![Screenshot%202024-03-20%20195414.png](attachment:Screenshot%202024-03-20%20195414.png)

Pattern 1: Matching Phone Numbers

In [1]:
import re

text = """
Alice: 555-123-4567
Bob: 333-987-6543
Charlie: 777-555-88
"""
pattern = r'\d{3}-\d{3}-\d{4}'
matches = re.findall(pattern, text)
print("Pattern 1 Matches:", matches)

Pattern 1 Matches: ['555-123-4567', '333-987-6543']


1. \d: Matches any digit (equivalent to [0-9]).
2. {3}: Specifies that the preceding element (digit) should occur exactly 3 times.
3. -: Matches the hyphen character literally.
4. Combining these, \d{3}-\d{3}-\d{4} matches phone numbers in the format XXX-XXX-XXXX.

Pattern 2: Matching Names with Phone Numbers
Pattern:

In [2]:
text = """
Alice: 555-123-4567
Bob: 333-987-6543
Charlie: 777-555-88
"""
pattern = r'([A-Za-z]+):\s(\d{3}-\d{3}-\d{4})'
matches = re.findall(pattern, text)
print('Pattern 2 Matches: \n')
for match in matches:
    print("Name:", match[0], "\tPhone:", match[1])

Pattern 2 Matches: 

Name: Alice 	Phone: 555-123-4567
Name: Bob 	Phone: 333-987-6543


1. ([A-Za-z]+): Capturing group for matching names composed of alphabetic characters.
2. :\s: Matches a colon followed by a space character.
3. (\d{3}-\d{3}-\d{4}): Capturing group for matching phone numbers.

Pattern 3: Matching Email Addresses ↑¶


In [3]:
pattern = r'\b[A-Za-z0-9._%+-]+@[A-Za-z0-9.-]+\.[A-Z|a-z]{2,7}\b'
emails = """
Emails: john.doe@example.com, jane_smith@gmail.com, info@company.net
"""
matches = re.findall(pattern, emails, re.IGNORECASE)
print("Pattern 3 Matches:", matches)

Pattern 3 Matches: ['john.doe@example.com', 'jane_smith@gmail.com', 'info@company.net']


In [4]:
pattern = r'\b([A-Za-z0-9._]+)@\b'
emails = """
john.doe@example.com, jane_smith@gmail.com, info@company.net
"""
matches = re.findall(pattern, emails, re.IGNORECASE)
print("Pattern 3 Matches:", matches)

Pattern 3 Matches: ['john.doe', 'jane_smith', 'info']


Let's break down the regular expression pattern r'\b@([A-Za-z0-9._]+)\b' step by step:

\b: Word Boundary - \b is a word boundary anchor.

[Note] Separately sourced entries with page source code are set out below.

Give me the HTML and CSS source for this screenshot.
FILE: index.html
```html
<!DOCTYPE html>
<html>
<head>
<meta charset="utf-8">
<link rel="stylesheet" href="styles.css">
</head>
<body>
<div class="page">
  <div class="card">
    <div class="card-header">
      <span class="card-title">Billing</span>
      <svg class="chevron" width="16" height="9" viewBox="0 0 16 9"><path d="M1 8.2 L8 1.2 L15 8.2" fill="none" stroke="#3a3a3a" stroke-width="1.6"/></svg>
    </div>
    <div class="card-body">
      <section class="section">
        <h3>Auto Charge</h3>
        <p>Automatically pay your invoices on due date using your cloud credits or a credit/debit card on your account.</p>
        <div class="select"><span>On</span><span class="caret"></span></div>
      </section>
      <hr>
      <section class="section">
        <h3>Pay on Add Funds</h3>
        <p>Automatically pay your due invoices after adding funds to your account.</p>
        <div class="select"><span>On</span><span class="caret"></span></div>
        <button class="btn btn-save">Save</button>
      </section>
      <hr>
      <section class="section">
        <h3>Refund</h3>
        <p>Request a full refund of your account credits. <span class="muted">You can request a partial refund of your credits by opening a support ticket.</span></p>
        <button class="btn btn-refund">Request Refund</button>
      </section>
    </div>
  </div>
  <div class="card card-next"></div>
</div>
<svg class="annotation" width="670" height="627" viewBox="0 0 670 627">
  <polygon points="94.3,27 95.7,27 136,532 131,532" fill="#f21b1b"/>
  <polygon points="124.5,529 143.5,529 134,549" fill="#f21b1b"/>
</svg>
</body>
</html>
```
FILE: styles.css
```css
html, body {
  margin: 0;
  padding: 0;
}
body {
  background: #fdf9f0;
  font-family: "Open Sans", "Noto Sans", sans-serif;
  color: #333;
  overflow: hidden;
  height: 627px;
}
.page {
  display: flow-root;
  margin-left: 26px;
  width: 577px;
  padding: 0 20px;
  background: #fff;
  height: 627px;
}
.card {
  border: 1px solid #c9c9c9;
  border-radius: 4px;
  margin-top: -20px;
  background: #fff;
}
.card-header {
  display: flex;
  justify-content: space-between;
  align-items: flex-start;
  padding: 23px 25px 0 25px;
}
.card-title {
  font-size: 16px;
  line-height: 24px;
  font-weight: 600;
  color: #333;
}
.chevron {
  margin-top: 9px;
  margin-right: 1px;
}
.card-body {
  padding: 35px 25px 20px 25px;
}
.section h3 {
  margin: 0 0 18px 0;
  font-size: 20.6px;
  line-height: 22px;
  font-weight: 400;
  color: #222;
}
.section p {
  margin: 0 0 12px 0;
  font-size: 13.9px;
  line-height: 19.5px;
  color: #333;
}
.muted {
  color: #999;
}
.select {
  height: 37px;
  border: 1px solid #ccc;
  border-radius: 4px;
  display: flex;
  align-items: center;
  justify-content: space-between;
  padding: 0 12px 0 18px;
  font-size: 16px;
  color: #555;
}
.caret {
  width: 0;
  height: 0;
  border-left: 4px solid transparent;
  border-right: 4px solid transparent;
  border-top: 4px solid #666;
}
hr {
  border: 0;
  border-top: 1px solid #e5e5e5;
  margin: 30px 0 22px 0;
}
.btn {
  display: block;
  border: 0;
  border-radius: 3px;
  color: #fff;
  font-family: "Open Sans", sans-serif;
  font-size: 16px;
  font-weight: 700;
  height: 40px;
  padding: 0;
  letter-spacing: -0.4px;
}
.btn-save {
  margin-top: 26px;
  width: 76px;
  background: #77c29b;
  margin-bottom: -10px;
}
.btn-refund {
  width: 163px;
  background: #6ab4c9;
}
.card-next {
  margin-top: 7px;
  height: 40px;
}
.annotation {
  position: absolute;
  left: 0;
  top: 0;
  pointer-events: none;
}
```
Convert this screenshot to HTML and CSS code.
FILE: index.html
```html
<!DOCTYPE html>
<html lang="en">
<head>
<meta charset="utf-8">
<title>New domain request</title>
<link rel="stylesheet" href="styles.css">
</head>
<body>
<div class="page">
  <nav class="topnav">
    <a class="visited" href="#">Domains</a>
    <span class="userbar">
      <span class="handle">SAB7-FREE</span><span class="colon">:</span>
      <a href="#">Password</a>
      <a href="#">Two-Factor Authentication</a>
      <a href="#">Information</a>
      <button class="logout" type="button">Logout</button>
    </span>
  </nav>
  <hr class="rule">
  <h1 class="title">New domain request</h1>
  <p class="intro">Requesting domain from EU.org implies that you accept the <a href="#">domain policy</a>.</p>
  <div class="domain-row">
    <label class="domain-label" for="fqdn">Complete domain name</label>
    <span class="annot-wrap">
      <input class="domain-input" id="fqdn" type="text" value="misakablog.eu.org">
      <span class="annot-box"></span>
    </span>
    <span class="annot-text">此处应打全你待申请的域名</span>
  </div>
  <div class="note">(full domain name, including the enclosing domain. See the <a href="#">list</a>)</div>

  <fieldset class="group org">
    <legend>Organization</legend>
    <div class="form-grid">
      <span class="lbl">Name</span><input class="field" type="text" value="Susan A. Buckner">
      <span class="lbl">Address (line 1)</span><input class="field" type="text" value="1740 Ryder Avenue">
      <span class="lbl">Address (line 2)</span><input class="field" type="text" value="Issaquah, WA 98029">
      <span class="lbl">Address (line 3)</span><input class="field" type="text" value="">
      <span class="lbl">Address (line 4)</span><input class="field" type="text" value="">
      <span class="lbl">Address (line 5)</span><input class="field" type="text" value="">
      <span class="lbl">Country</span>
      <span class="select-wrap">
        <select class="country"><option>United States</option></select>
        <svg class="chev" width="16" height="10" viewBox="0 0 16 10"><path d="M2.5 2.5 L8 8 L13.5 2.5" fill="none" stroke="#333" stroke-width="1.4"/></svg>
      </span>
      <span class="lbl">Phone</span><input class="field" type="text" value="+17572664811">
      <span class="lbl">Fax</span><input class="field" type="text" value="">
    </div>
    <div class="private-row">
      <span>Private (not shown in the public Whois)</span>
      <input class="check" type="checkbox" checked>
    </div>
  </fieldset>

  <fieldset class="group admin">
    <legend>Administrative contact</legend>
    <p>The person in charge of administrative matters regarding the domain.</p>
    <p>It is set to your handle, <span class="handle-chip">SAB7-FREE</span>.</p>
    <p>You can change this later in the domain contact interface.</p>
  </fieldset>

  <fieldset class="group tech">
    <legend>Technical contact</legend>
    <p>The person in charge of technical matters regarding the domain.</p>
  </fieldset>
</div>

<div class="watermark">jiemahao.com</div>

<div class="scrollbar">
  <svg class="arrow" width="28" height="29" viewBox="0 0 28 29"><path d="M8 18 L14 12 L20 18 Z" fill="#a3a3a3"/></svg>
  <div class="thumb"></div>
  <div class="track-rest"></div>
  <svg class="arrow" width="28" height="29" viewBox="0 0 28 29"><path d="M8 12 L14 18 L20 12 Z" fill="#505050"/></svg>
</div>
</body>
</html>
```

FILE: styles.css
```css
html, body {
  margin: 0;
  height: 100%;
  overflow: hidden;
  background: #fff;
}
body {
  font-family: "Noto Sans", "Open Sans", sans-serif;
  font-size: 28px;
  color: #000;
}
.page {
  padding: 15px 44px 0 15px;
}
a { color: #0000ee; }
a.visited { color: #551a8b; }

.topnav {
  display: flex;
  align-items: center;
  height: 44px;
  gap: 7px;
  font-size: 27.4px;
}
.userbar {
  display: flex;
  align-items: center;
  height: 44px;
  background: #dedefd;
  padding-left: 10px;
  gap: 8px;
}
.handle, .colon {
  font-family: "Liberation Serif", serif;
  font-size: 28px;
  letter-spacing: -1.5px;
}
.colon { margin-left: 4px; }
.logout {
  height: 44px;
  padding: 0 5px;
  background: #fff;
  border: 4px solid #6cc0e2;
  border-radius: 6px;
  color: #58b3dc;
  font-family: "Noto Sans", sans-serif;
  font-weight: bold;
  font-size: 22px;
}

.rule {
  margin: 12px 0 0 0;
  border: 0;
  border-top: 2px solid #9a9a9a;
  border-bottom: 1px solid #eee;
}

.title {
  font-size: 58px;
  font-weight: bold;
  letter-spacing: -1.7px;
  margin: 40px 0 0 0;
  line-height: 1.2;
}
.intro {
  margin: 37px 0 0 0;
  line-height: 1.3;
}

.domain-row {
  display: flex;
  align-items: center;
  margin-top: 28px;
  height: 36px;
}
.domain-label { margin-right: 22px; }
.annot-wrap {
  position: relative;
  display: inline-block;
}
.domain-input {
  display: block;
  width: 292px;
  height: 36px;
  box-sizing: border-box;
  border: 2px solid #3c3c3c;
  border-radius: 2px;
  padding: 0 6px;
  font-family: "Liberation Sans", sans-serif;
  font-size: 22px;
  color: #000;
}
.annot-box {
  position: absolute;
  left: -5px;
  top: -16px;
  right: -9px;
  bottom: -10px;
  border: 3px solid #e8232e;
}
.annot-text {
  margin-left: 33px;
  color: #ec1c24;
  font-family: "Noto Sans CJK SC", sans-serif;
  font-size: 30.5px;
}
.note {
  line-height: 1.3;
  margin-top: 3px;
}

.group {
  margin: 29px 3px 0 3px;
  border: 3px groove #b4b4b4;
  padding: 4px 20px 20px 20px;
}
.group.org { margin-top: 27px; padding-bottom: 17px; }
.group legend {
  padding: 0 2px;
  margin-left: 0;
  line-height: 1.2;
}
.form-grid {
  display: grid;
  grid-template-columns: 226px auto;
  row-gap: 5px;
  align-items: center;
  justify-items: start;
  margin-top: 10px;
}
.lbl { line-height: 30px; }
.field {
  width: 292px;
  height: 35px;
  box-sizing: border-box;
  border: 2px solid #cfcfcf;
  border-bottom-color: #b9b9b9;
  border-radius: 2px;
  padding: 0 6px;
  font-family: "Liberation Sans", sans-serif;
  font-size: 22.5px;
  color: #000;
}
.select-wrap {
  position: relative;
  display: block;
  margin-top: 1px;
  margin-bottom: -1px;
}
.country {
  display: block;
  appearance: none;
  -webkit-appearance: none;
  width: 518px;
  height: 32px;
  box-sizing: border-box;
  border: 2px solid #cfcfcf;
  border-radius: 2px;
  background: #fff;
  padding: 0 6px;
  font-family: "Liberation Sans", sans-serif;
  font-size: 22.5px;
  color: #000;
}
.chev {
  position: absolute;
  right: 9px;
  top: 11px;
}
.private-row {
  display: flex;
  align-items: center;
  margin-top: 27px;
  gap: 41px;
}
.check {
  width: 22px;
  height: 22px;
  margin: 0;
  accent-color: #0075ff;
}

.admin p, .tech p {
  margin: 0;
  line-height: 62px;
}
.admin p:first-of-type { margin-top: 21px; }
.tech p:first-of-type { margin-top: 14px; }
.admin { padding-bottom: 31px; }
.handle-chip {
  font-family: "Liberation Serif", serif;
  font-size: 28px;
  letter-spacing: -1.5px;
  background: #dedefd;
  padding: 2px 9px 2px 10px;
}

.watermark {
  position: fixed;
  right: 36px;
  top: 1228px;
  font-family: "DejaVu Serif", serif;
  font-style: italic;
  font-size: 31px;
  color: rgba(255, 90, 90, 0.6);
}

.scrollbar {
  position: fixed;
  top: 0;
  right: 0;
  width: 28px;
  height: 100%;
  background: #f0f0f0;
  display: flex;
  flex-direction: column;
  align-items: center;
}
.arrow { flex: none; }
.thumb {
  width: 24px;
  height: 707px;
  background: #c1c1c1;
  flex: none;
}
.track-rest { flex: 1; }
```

It matches the position between a word character (such as letters or digits) and a non-word character (such as spaces, punctuation, or the start/end of a line). It's used to ensure that the pattern matches whole words.

@: Literal '@' Symbol - The @ character matches the "@" symbol exactly.

([A-Za-z0-9._]+): Capturing Group for Email Username - ( and ) define a capturing group. This capturing group is used to capture the email username part and [A-Za-z0-9._]+ matches one or more occurrences of characters that are valid in an email username. This includes alphabetic characters (both uppercase and lowercase), digits, dots, and underscores.

\b: Word Boundary - Another word boundary anchor \b is used to ensure the pattern matches whole words

If you want to fetch the domain names from an email you can use the below pattern that will escape the @ symbol and include anything after that.

In [5]:
pattern = r'\b@([A-Za-z0-9._]+)\b'
emails = """
john.doe@example.com, jane_smith@gmail.com, info@company.net
"""
matches = re.findall(pattern, emails, re.IGNORECASE)
print("Pattern 3 Matches:", matches)

Pattern 3 Matches: ['example.com', 'gmail.com', 'company.net']


In [6]:
pattern = r'\b@([A-Za-z0-9._]+)\b'
emails = """
john.doe@example.com, jane_smith@gmail.com, info@Company.net, info@company.net
"""
matches = re.findall(pattern, emails,  re.IGNORECASE)
print("Pattern 3 Matches:", matches)

Pattern 3 Matches: ['example.com', 'gmail.com', 'Company.net', 'company.net']


1. But why is there an r before the pattern? ↑¶
2. The r before the string in r"\b[^@]+\b" is called a "raw string literal" in Python. Let's explain why it's used:

3. In regular expressions, backslashes \ are commonly used to escape special characters. However, in Python strings, backslashes also have their own escape sequences. For instance, \n represents a newline character, and \t represents a tab character. This can lead to conflicts between the regular expression's use of backslashes and Python's string processing.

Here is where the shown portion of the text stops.